Comparing programming models

In general, the run-time nature of procedure-based programming can support a more dynamic coding model than you might write in order to accomplish the same task using class-based programming. Class-based programming, on the other hand, can support a simplified program structure that is much easier to maintain and that helps to identify and more easily reuse code from one object to another. However, because you can almost freely mix class-based and procedure objects in the same application, you can choose the implementation model that best meets your requirements for any given programming task.
Many successful applications have been built, and will continue to be built, with procedures, including the addition of object-based extensions using persistent procedures and the super procedure mechanism to create a run-time inheritance chain. Generally, Progress Software Corporation recommends that you consider using classes for new development. They provide much greater assurance that ABL code that compiles will also execute successfully, whereas many code paths that lead through a set of related procedure instances can be verified only by testing them at run time.
There are certainly circumstances, however, where the use of procedures might well be preferred. Precisely because procedures give you the flexibility to assemble a procedure hierarchy at run time, super procedures allow you to combine procedures in a way that is data-driven or determined by application logic at run time. Likewise, the dynamic RUN VALUE(procedure-variable) statement and the DYNAMIC-FUNCTION built-in function let your application invoke procedures and functions whose names are determined at run time, which can also support data-driven operations.

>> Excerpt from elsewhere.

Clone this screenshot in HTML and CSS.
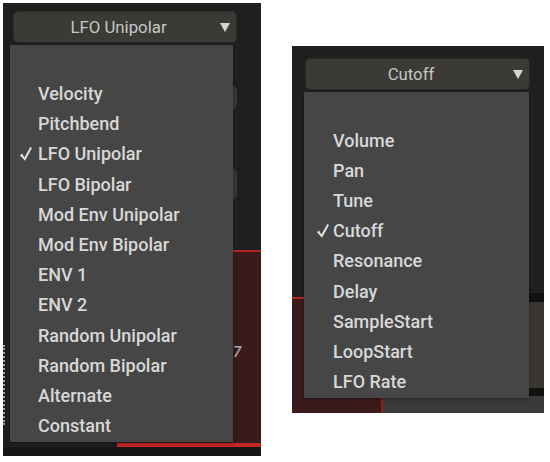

Throughout this manual, there are frequent comparisons between class-based programming and procedure-based programming. To simplify the documentation, the term class-based refers to objects and programming that is based on ABL classes, and the term procedure-based refers to objects and programming that is based on ABL procedures. Also, this manual contains a number of sections and subsections with the common title, "Comparison with procedure-based programming." These sections and subsections appear where use of a specific class-based programming feature is compared with the use of procedure-based programming that provides the same or similar functionality.